What the task asks: Copy exactly, and only, the lines starting at the line with "Convert this screenshot" and ending at the line with "string; value?: string;". Leave every picture out of the copy.

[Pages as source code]
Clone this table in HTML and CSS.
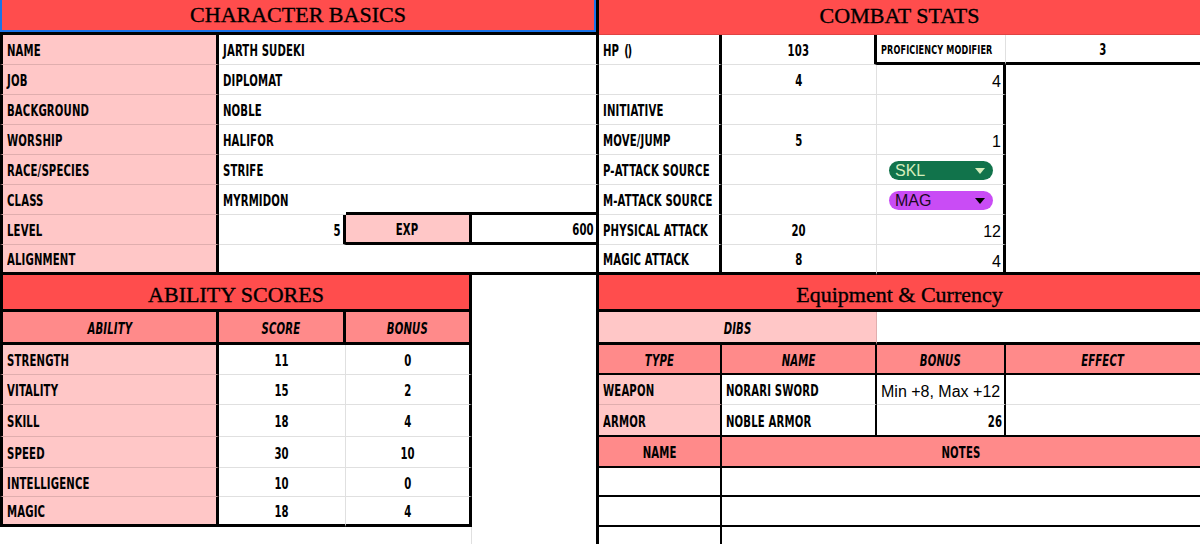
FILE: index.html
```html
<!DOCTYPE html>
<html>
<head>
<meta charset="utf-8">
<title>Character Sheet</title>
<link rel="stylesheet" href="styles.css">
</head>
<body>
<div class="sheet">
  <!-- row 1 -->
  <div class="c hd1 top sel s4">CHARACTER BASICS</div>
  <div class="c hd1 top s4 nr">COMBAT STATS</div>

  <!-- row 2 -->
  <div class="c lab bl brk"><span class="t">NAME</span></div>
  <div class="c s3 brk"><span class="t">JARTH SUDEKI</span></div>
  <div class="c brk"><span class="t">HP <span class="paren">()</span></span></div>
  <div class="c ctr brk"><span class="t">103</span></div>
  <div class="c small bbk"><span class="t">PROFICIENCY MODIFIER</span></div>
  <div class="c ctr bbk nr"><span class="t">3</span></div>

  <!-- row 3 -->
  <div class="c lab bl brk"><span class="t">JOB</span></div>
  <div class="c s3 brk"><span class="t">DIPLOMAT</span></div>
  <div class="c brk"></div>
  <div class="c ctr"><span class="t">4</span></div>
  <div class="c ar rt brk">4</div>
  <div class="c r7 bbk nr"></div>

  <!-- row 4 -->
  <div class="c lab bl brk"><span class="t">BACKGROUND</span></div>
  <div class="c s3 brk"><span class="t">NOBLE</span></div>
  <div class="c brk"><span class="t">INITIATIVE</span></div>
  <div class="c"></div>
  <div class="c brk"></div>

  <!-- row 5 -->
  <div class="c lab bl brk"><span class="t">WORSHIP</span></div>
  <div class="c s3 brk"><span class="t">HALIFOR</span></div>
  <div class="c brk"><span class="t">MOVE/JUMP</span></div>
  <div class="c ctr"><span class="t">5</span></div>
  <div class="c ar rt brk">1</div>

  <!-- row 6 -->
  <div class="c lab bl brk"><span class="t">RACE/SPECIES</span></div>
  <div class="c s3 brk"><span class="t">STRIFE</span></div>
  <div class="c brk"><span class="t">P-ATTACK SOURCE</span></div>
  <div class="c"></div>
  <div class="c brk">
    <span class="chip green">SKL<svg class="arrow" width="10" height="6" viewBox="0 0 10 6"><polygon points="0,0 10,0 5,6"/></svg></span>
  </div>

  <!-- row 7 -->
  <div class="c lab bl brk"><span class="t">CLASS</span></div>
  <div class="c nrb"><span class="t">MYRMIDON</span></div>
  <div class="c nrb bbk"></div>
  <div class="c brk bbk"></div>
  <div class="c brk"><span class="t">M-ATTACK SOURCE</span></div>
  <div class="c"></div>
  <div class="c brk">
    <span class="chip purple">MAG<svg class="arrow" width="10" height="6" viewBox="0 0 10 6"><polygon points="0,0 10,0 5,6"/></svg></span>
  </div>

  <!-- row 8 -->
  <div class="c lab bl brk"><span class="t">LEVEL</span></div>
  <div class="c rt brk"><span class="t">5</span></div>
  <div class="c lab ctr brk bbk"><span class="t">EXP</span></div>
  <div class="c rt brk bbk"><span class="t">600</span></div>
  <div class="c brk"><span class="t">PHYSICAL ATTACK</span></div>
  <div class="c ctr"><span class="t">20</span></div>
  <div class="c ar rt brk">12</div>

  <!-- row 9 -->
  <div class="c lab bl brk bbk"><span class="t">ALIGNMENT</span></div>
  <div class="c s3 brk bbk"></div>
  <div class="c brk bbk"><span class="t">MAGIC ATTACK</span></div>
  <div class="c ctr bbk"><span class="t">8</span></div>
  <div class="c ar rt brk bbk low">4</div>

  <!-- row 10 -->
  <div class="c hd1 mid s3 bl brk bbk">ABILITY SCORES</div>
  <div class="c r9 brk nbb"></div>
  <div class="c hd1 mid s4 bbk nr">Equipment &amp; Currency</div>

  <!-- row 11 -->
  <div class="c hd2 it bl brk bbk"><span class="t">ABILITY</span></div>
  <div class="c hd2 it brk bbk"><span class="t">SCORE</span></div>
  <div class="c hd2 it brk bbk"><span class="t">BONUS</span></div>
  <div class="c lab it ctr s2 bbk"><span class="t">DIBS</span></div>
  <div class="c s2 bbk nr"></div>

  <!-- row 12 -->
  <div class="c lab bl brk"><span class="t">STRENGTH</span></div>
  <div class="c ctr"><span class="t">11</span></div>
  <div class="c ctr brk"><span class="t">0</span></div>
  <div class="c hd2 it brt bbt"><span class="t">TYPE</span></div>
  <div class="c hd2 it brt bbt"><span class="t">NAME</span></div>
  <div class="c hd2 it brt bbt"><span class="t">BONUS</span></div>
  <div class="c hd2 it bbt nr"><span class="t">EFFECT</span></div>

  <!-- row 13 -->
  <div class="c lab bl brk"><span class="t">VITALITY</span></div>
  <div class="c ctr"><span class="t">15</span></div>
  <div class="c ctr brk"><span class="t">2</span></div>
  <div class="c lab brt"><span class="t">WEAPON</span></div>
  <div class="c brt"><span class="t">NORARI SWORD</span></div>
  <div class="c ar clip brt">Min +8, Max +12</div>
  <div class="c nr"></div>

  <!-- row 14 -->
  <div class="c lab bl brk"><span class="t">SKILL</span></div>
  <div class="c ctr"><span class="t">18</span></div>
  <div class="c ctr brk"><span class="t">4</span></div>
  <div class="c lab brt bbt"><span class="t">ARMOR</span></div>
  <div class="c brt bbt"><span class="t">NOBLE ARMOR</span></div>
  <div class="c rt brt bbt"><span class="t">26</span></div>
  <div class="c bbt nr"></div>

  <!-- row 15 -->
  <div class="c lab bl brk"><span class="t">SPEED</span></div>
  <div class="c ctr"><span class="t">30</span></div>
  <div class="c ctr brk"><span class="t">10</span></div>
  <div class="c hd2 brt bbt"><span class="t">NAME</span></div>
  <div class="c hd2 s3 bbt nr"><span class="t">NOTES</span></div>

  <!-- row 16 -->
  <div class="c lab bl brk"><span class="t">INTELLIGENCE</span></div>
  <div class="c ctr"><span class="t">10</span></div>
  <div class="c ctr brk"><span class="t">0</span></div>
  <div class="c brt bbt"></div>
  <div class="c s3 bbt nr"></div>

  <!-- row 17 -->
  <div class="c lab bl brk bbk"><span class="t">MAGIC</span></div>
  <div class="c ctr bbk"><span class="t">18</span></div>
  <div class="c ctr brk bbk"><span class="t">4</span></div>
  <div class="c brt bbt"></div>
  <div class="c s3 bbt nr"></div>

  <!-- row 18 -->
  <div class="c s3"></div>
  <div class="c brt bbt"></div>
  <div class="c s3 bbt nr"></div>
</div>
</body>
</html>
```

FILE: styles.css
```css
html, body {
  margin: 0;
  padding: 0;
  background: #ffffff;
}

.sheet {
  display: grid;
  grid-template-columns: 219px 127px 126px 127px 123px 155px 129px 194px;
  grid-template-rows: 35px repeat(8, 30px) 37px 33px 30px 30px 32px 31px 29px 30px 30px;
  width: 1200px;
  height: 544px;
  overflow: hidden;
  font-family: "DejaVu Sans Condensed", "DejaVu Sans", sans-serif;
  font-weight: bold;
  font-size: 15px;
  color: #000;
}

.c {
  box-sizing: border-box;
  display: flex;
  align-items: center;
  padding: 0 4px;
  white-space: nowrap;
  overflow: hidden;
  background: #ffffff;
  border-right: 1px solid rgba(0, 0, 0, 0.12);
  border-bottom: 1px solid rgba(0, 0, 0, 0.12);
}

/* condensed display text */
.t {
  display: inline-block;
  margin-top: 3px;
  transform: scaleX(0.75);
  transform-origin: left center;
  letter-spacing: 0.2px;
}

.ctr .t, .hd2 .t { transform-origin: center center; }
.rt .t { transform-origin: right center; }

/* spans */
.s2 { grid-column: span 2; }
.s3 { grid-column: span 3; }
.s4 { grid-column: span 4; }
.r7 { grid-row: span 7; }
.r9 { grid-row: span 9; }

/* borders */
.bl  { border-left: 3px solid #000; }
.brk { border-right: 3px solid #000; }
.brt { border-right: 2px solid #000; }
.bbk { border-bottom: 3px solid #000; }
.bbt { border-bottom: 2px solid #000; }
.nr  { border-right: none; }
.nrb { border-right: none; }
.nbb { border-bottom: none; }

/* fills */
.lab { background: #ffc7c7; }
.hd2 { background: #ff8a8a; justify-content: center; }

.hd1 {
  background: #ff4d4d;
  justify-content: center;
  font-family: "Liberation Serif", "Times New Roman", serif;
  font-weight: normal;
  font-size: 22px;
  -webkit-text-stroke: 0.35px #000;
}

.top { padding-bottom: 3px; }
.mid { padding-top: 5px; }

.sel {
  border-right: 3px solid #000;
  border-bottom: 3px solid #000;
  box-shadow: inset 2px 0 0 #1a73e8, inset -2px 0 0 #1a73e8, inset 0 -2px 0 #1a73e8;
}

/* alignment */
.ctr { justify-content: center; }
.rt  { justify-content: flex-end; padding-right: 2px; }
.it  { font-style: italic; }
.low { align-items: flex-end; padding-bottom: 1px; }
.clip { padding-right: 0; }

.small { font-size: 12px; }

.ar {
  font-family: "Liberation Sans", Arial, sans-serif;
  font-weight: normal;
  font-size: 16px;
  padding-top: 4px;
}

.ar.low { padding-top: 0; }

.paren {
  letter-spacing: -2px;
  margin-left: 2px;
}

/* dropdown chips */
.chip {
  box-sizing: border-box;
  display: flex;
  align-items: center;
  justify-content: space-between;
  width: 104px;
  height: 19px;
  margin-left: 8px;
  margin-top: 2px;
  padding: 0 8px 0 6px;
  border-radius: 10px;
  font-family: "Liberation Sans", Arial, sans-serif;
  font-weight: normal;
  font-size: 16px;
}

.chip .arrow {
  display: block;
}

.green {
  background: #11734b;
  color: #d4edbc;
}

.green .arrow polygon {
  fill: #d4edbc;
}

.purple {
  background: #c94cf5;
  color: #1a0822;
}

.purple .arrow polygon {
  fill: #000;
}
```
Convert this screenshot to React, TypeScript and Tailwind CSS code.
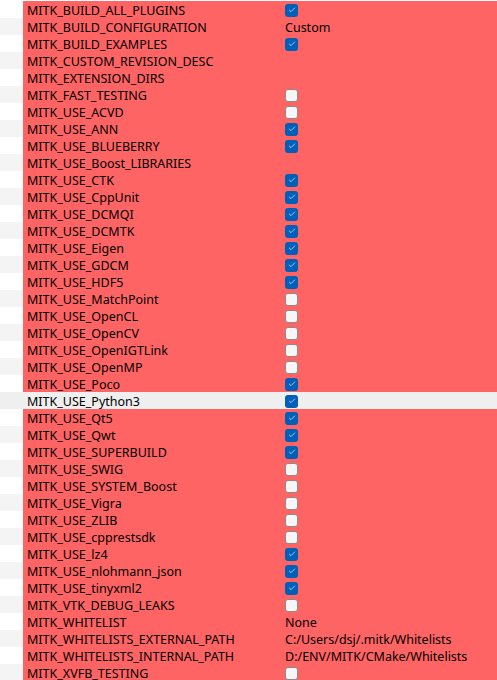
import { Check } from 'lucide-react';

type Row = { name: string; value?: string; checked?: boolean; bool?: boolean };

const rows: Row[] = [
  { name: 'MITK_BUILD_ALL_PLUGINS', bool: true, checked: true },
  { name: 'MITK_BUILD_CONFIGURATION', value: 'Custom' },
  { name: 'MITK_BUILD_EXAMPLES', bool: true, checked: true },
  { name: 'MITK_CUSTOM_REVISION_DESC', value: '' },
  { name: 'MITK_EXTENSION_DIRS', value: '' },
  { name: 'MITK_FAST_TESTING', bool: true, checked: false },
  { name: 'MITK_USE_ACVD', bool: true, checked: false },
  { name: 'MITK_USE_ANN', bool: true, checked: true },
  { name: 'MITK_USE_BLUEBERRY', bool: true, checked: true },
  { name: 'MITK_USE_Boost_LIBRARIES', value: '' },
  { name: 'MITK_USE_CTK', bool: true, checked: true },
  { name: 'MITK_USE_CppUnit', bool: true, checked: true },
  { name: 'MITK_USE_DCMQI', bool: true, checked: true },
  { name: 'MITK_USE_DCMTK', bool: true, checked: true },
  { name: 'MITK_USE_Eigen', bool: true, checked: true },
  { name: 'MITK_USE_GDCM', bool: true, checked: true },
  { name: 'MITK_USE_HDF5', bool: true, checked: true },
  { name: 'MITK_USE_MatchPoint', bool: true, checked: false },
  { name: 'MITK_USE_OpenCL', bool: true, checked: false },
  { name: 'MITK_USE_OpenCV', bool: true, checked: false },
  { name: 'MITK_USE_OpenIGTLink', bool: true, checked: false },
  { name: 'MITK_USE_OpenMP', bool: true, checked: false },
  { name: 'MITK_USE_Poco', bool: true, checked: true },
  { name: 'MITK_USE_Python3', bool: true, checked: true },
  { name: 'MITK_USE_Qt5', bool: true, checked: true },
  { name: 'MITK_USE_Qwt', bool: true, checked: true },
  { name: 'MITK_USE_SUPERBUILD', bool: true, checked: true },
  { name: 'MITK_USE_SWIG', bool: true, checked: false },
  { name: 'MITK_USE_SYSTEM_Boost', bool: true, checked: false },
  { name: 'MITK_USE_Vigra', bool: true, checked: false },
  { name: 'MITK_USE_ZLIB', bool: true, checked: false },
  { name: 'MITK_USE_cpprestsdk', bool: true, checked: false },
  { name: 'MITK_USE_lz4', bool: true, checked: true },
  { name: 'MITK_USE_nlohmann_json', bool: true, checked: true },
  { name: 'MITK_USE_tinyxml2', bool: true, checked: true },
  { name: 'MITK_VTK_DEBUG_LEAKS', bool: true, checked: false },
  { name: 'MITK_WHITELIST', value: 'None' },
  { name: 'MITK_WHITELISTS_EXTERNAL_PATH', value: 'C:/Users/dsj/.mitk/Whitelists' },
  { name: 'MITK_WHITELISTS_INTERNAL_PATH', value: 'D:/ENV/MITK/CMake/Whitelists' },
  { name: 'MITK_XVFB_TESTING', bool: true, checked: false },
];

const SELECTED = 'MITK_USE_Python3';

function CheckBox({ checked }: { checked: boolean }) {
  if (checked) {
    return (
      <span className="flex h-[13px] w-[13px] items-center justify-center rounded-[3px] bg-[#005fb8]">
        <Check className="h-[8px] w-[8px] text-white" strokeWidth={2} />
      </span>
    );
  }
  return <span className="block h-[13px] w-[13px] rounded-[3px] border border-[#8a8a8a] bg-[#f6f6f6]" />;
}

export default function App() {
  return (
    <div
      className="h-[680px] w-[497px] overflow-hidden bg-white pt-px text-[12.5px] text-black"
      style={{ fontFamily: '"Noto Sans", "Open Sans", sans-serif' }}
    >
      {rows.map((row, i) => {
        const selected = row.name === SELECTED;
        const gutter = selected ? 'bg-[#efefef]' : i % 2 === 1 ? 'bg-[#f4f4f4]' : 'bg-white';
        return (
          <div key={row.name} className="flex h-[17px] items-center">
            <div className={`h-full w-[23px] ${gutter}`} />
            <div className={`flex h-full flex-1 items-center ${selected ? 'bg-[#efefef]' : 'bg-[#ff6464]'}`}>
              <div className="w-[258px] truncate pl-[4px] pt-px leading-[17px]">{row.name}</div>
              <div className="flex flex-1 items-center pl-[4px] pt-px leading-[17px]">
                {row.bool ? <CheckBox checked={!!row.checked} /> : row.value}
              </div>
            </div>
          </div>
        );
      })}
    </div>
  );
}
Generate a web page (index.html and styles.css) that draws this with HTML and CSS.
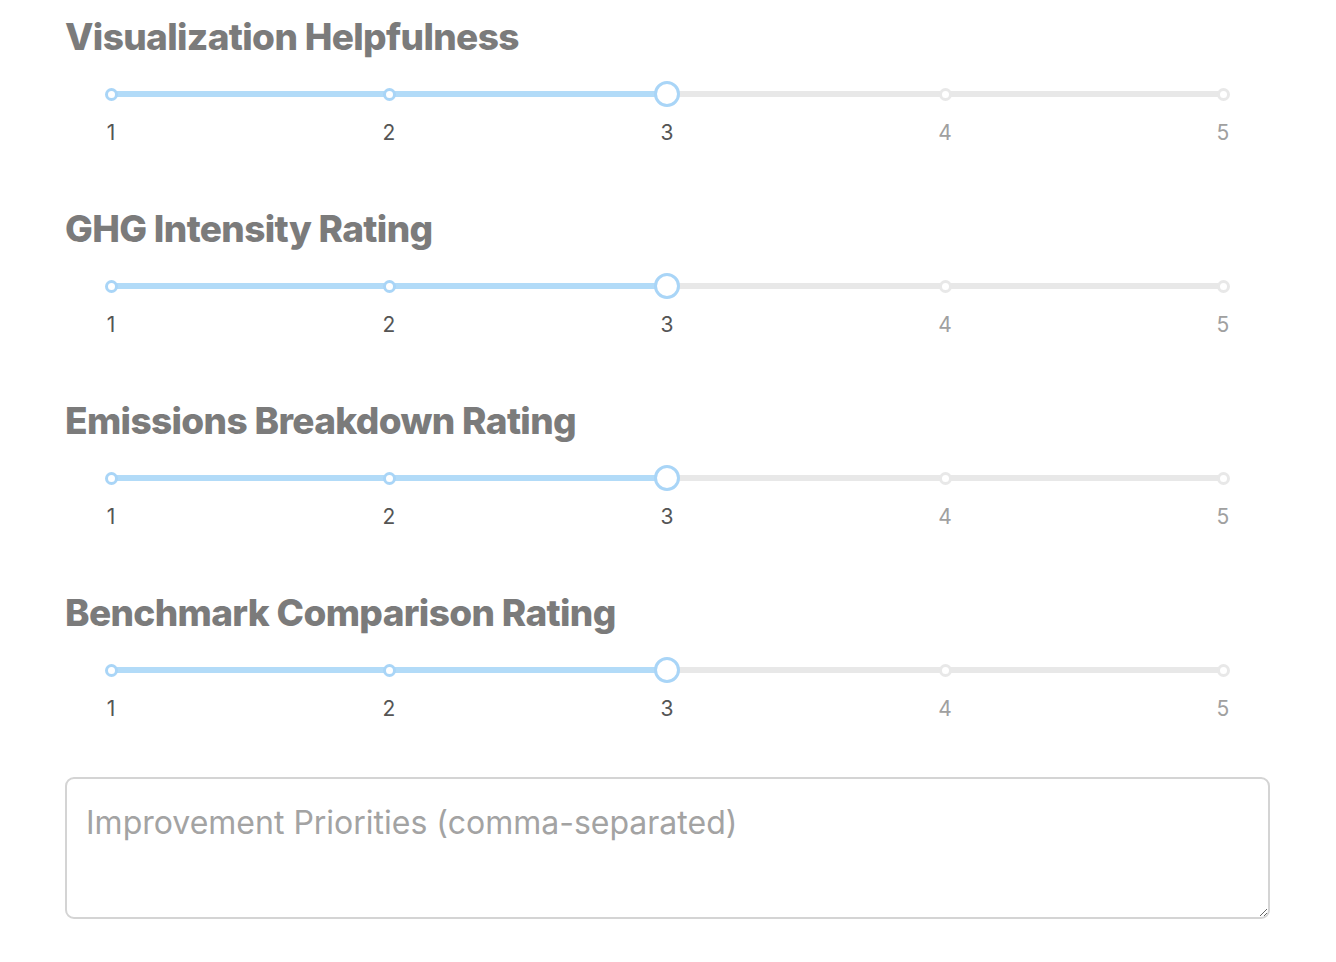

Solution:
Convert this screenshot to React, TypeScript and Tailwind CSS code.
import { Check } from 'lucide-react';

type Row = { name: string; value?: string; checked?: boolean; bool?: boolean };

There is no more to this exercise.